2. District Line, Bob Mould (Anti): After a few years in the non-guitar rock wildnerness, Mould made a move back to his bread and butter with 2005's Body of Song, and the (re)transformation was completed with District Line, a remarkably strong, well-produced batch of songs about breakups and relationships (with only a minor detour to indulge his ongoing interest in electronica, "Shelter Me"). "Stupid Now," "Again and Again," "Very Temporary" -- this is what modern rock should sound like in 2008; why has it fallen to near-50-year-olds like Mould and Michael Stipe to show the kids how it's done, 25 years after they already laid the groundwork?
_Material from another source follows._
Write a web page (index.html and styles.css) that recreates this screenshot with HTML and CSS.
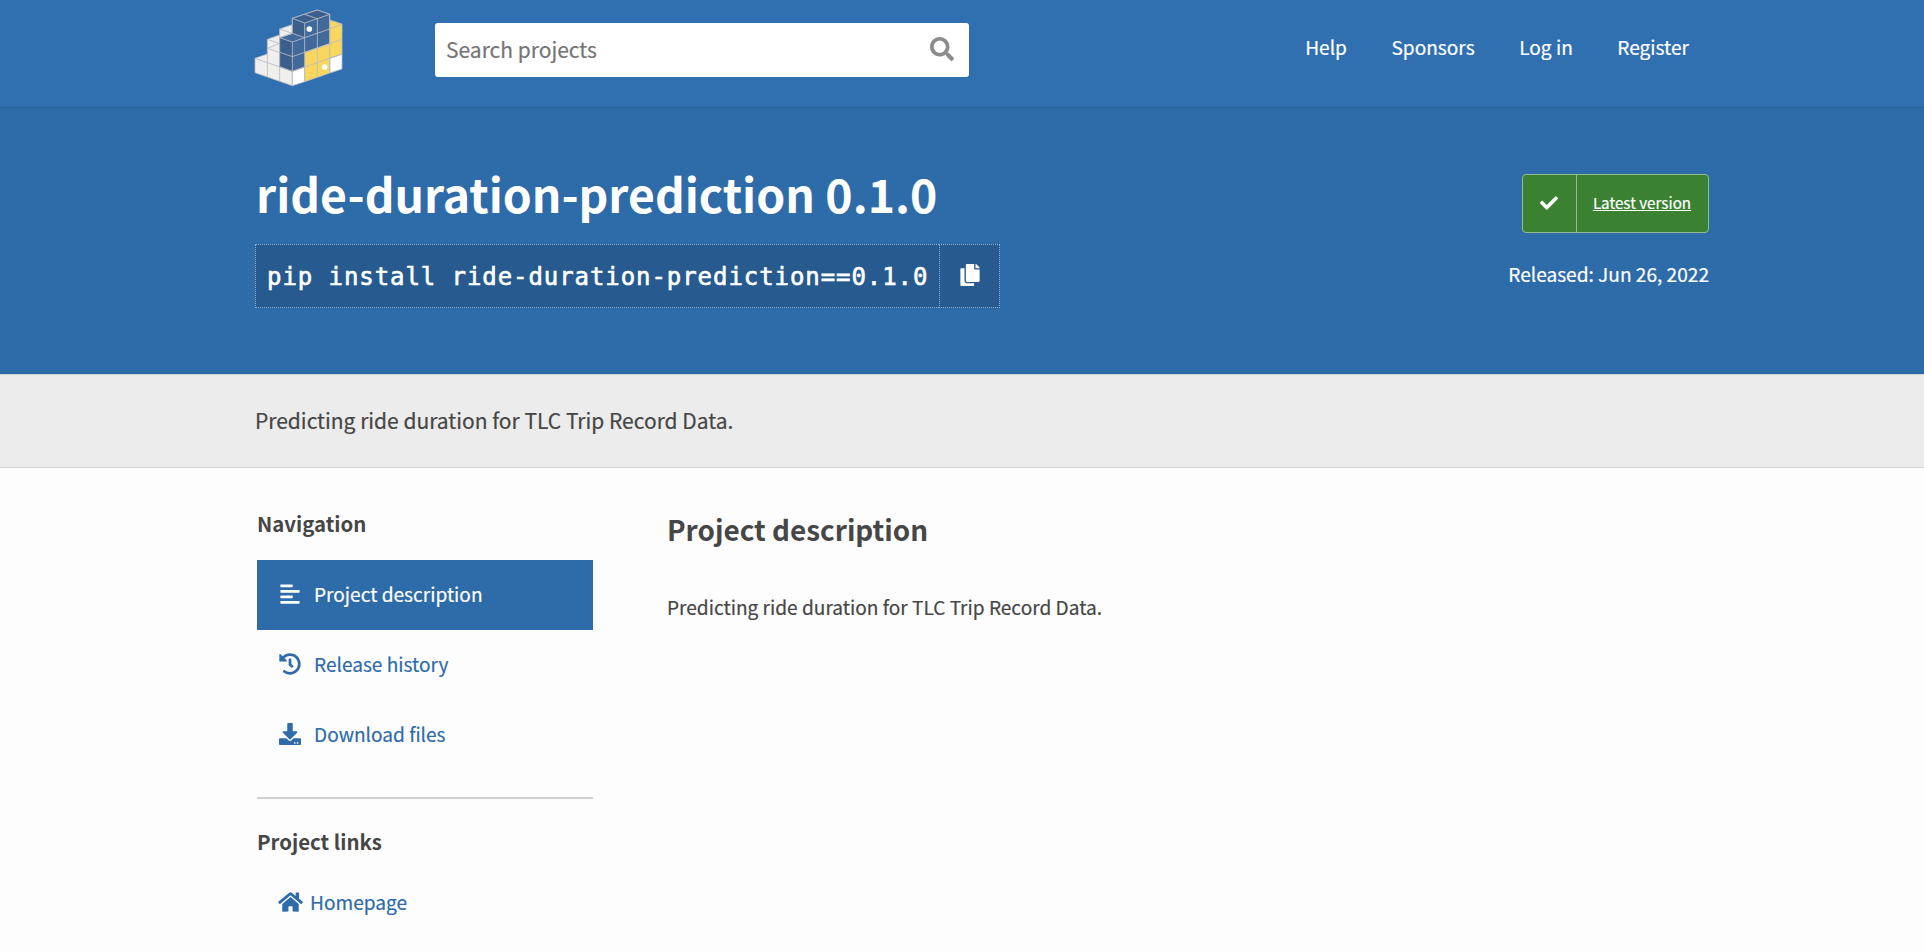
FILE: index.html
```html
<!DOCTYPE html>
<html lang="en">
<head>
<meta charset="utf-8">
<title>ride-duration-prediction · PyPI</title>
<link rel="stylesheet" href="styles.css">
</head>
<body>
<header class="site-header">
  <div class="container header-row">
    <a class="logo" href="#" aria-label="PyPI">
      <svg width="89" height="78" viewBox="42 27 267 234" stroke="#b9bcc4" stroke-width="2.6" stroke-linejoin="round">
        <path fill="#efefed" d="M45 175L82 162V118L119 105V87L157 74V257L45 218Z"/>
        <path fill="none" d="M45 175L157 214M82 162V231M119 105V244M82 118L119 131M82 145L119 158M82 145L119 130M119 87L157 100"/>
        <path fill="#fff" d="M157 214L194 201V245L157 257ZM269 175L306 162V207L269 219Z"/>
        <path fill="#f9d65c" d="M269 60L306 72V162L269 175V219L194 245V157L269 131Z"/>
        <path fill="none" d="M194 201L306 162M269 131L306 118M232 144V232M269 131V219M269 86L306 73"/>
        <path fill="#41699b" d="M119 113L157 100V55L232 30L269 43V131L194 157V201L157 214L119 200Z"/>
        <path fill="#3b5f8d" stroke="none" d="M119 113L157 126V214L119 200ZM157 55L194 69V113L157 100ZM157 55L232 30L269 43L194 69Z"/>
        <path fill="none" d="M119 113L157 126L194 113L157 100ZM157 126V214M119 157L157 170L269 131M157 100V55L232 30L269 43V131M119 113V200L157 214L194 201M157 55L194 69L269 43M194 69V157M232 56V144M194 43L232 56M194 113L269 87"/>
        <g fill="#fff" stroke="none"><circle cx="208" cy="87" r="8.5"/><circle cx="254" cy="201" r="8.5"/></g>
      </svg>
    </a>
    <form class="search">
      <span class="search-text">Search projects</span>
      <svg class="search-icon" width="24" height="24" viewBox="0 0 512 512" fill="#8c8c8c"><path d="M505 442.700L405.300 343c-4.500-4.500-10.600-7-17-7H372c27.600-35.300 44-79.700 44-128C416 93.100 322.900 0 208 0S0 93.100 0 208s93.100 208 208 208c48.300 0 92.700-16.400 128-44v16.300c0 6.400 2.500 12.500 7 17l99.700 99.700c9.400 9.400 24.600 9.400 33.900 0l28.300-28.300c9.400-9.400 9.400-24.600.1-34zM208 336c-70.700 0-128-57.200-128-128 0-70.700 57.200-128 128-128 70.700 0 128 57.200 128 128 0 70.700-57.200 128-128 128z"/></svg>
    </form>
    <nav class="top-nav"><a>Help</a><a>Sponsors</a><a>Log in</a><a>Register</a></nav>
  </div>
</header>
<section class="banner">
  <div class="container banner-row">
    <div class="package">
      <h1>ride-duration-prediction 0.1.0</h1>
      <div class="pip">
        <code class="command">pip install ride-duration-prediction==0.1.0</code>
        <button class="copy" aria-label="Copy"><svg width="20" height="22" viewBox="0 0 448 512" fill="#fff"><path d="M320 448v40c0 13.255-10.745 24-24 24H24c-13.255 0-24-10.745-24-24V120c0-13.255 10.745-24 24-24h72v296c0 30.879 25.121 56 56 56h168zm0-344V0H152c-13.255 0-24 10.745-24 24v368c0 13.255 10.745 24 24 24h272c13.255 0 24-10.745 24-24V128H344c-13.200 0-24-10.800-24-24zm120.971-31.029L375.029 7.029A24 24 0 0 0 358.059 0H352v96h96v-6.059a24 24 0 0 0-7.029-16.970z"/></svg></button>
      </div>
    </div>
    <div class="release">
      <a class="badge">
        <span class="badge-icon"><svg width="18" height="18" viewBox="0 0 512 512" fill="#fff"><path d="M173.898 439.404l-166.400-166.400c-9.997-9.997-9.997-26.206 0-36.204l36.203-36.204c9.997-9.998 26.207-9.998 36.204 0L192 312.690 432.095 72.596c9.997-9.997 26.207-9.997 36.204 0l36.203 36.204c9.997 9.997 9.997 26.206 0 36.204l-294.400 294.401c-9.998 9.997-26.207 9.997-36.204-.001z"/></svg></span>
        <span class="badge-text">Latest version</span>
      </a>
      <p class="released">Released: Jun 26, 2022</p>
    </div>
  </div>
</section>
<section class="summary"><p class="container">Predicting ride duration for TLC Trip Record Data.</p></section>
<main class="container content">
  <aside class="sidebar">
    <h3>Navigation</h3>
    <nav class="tabs">
      <a class="tab active"><svg width="22" height="22" viewBox="0 0 448 512" fill="currentColor"><path d="M12.830 352h262.340A12.820 12.820 0 0 0 288 339.170v-38.340A12.820 12.820 0 0 0 275.170 288H12.830A12.820 12.820 0 0 0 0 300.830v38.340A12.820 12.820 0 0 0 12.830 352zm0-256h262.340A12.820 12.820 0 0 0 288 83.170V44.830A12.820 12.820 0 0 0 275.170 32H12.830A12.820 12.820 0 0 0 0 44.830v38.340A12.820 12.820 0 0 0 12.830 96zM432 160H16a16 16 0 0 0-16 16v32a16 16 0 0 0 16 16h416a16 16 0 0 0 16-16v-32a16 16 0 0 0-16-16zm0 256H16a16 16 0 0 0-16 16v32a16 16 0 0 0 16 16h416a16 16 0 0 0 16-16v-32a16 16 0 0 0-16-16z"/></svg><span>Project description</span></a>
      <a class="tab"><svg width="22" height="22" viewBox="0 0 512 512" fill="currentColor"><path d="M504 255.531c.253 136.640-111.180 248.372-247.820 248.468-59.015.042-113.223-20.530-155.822-54.911-11.077-8.940-11.905-25.541-1.839-35.607l11.267-11.267c8.609-8.609 22.353-9.551 31.891-1.984C173.062 425.135 212.781 440 256 440c101.705 0 184-82.311 184-184 0-101.705-82.311-184-184-184-48.814 0-93.149 18.969-126.068 49.932l50.754 50.754c10.080 10.080 2.941 27.314-11.313 27.314H24c-8.837 0-16-7.163-16-16V38.627c0-14.254 17.234-21.393 27.314-11.314l49.372 49.372C129.209 34.136 189.552 8 256 8c136.810 0 247.747 110.780 248 247.531zm-180.912 78.784l9.823-12.630c8.138-10.463 6.253-25.542-4.210-33.679L288 256.349V152c0-13.255-10.745-24-24-24h-16c-13.255 0-24 10.745-24 24v135.651l65.409 50.874c10.463 8.137 25.541 6.253 33.679-4.210z"/></svg><span>Release history</span></a>
      <a class="tab"><svg width="22" height="22" viewBox="0 0 512 512" fill="currentColor"><path d="M216 0h80c13.300 0 24 10.700 24 24v168h87.700c17.800 0 26.700 21.500 14.100 34.100L269.700 378.300c-7.500 7.500-19.800 7.500-27.300 0L90.100 226.100c-12.600-12.600-3.700-34.100 14.100-34.100H192V24c0-13.300 10.700-24 24-24zm296 376v112c0 13.300-10.700 24-24 24H24c-13.300 0-24-10.700-24-24V376c0-13.300 10.700-24 24-24h146.700l49 49c20.100 20.100 52.500 20.100 72.600 0l49-49H488c13.300 0 24 10.700 24 24zm-124 88c0-11-9-20-20-20s-20 9-20 20 9 20 20 20 20-9 20-20zm64 0c0-11-9-20-20-20s-20 9-20 20 9 20 20 20 20-9 20-20z"/></svg><span>Download files</span></a>
    </nav>
    <h3 class="links-title">Project links</h3>
    <a class="home"><svg width="25" height="22" viewBox="0 0 576 512" fill="currentColor"><path d="M280.370 148.260L96 300.110V464a16 16 0 0 0 16 16l112.060-.290a16 16 0 0 0 15.920-16V368a16 16 0 0 1 16-16h64a16 16 0 0 1 16 16v95.640a16 16 0 0 0 16 16.050L464 480a16 16 0 0 0 16-16V300L295.670 148.260a12.190 12.190 0 0 0-15.300 0zM571.600 251.470L488 182.560V44.050a12 12 0 0 0-12-12h-56a12 12 0 0 0-12 12v72.610L318.470 43a48 48 0 0 0-61 0L4.340 251.470a12 12 0 0 0-1.600 16.900l25.500 31A12 12 0 0 0 45.150 301l235.220-193.740a12.190 12.190 0 0 1 15.300 0L530.900 301a12 12 0 0 0 16.900-1.600l25.500-31a12 12 0 0 0-1.700-16.930z"/></svg><span>Homepage</span></a>
  </aside>
  <article class="description">
    <h2>Project description</h2>
    <p>Predicting ride duration for TLC Trip Record Data.</p>
  </article>
</main>
</body>
</html>
```
FILE: styles.css
```css
* { box-sizing: border-box; }
body { margin: 0; background: #fdfdfd; color: #464646; font-family: "Noto Sans CJK SC", "Noto Sans", sans-serif; font-size: 19.1px; -webkit-text-stroke: 0.2px currentColor; }
h1, h2, h3, p { margin: 0; }
h1, h2, h3 { -webkit-text-stroke: 0; }
svg { display: block; flex: none; }
.container { width: 1492px; margin: 0 0 0 235px; }
.site-header { height: 107px; background: #3070b1; color: #fff; }
.header-row { display: flex; align-items: flex-start; padding-left: 19px; }
.logo { margin-top: 9px; }
.search { display: flex; align-items: center; justify-content: space-between; width: 534px; height: 54px; margin: 23px 0 0 92px; padding: 0 15px 2px 11px; background: #fff; border-radius: 3px; color: #757575; font-size: 21px; line-height: 52px; }
.top-nav { display: flex; gap: 44.5px; margin: 27px 0 0 auto; padding-right: 38px; line-height: 40px; }
.banner { height: 267px; background: #2e6ba9; border-top: 1px solid #2a629b; color: #fff; }
.banner-row { display: flex; justify-content: space-between; padding: 55px 18px 0 20px; }
h1 { padding-left: 1px; font-size: 46.3px; line-height: 60px; font-weight: 700; }
.pip { display: flex; width: fit-content; height: 64px; margin-top: 21px; background: #275b8f; }
.command { padding: 1px 11px 0; border: 1px dotted #8fb0d0; border-right: 0; font: 24px/62px "DejaVu Sans Mono", monospace; letter-spacing: 0.93px; -webkit-text-stroke: 0.6px currentColor; }
.copy { display: flex; align-items: center; justify-content: center; width: 61px; padding: 0 0 2px; background: none; border: 1px dotted #8fb0d0; }
.release { display: flex; flex-direction: column; align-items: flex-end; padding-top: 11px; }
.badge { display: flex; width: 187px; height: 59px; background: #3b8132; border: 1px solid #93bd90; border-radius: 4px; }
.badge-icon { display: flex; align-items: center; justify-content: center; width: 54px; padding: 0 1px 1px 0; border-right: 1px solid #93bd90; }
.badge-text { flex: 1; padding-right: 1px; text-align: center; font-size: 15.2px; line-height: 55px; text-decoration: underline; }
.released { margin-top: 21px; line-height: 40px; }
.summary { height: 94px; background: #ececec; border-top: 1px solid #d0d0d0; border-bottom: 1px solid #d0d0d0; font-size: 21px; line-height: 90px; }
.summary p { padding-left: 20px; }
.content { display: flex; gap: 74px; padding: 35px 20px 0 22px; }
.sidebar { width: 336px; }
h3 { font-size: 20.4px; line-height: 40px; }
.tabs { margin-top: 17px; padding-bottom: 27px; border-bottom: 2px solid #d0d0d0; }
.tab { display: flex; align-items: center; height: 70px; padding: 0 0 2px 22px; gap: 13px; color: #2e6ba9; line-height: 36px; }
.tab.active { background: #2e6ba9; color: #fff; }
.links-title { margin-top: 22px; }
.home { display: flex; align-items: center; gap: 7px; height: 40px; margin-top: 21px; padding-left: 21px; color: #2e6ba9; line-height: 38px; }
h2 { font-size: 27.9px; line-height: 50px; }
.description { padding-top: 1px; }
.description p { margin-top: 28px; line-height: 50px; }
```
Yes, I know I'm a horrible rockist.

1. Consolers of the Lonely, The Raconteurs (Warner Brothers): And speaking of rockists... for the second year in a row, I hand the title of the Year's Best Album to Jack White III. I had a hunch Icky Thump would top my 2007 list after I gave it one spin, but who could've predicted the stunning rock 'n' roll punch of Consolers, given the Raconteurs' enjoyable, if lightweight, debut, Broken Boy Soldiers back in 2006? I was certainly caught off guard, even more so considering the album's existence was confirmed a mere week before its street date (and even then, it was still leaked early when iTunes mistakenly released it). Both White and co-conspirator Brendan Benson brought their A-material to their ostensible side project, and they repeatedly pushed each other to greater heights on Consolers: the can-you-top-this-verse trade-offs on "Salute Your Solution"; somehow finding space for and making perfect sense out of both Benson's mariachi boast "The Switch and the Spur" and White's album-closing soap opera, "Carolina Drama"; and, above all, reminding listeners of the redemptive powers of a good old-fashioned guitar rave-up, with "Hold Up" and "Five on the Five". There's a much longer piece floating around in my brain about rockism, the state of alternative/rock music in the early 21st century and my personal apotheosis of Jack White, but until that essay arrives, know this: No other band rocked more convincingly and more satisfyingly this year than the Raconteurs.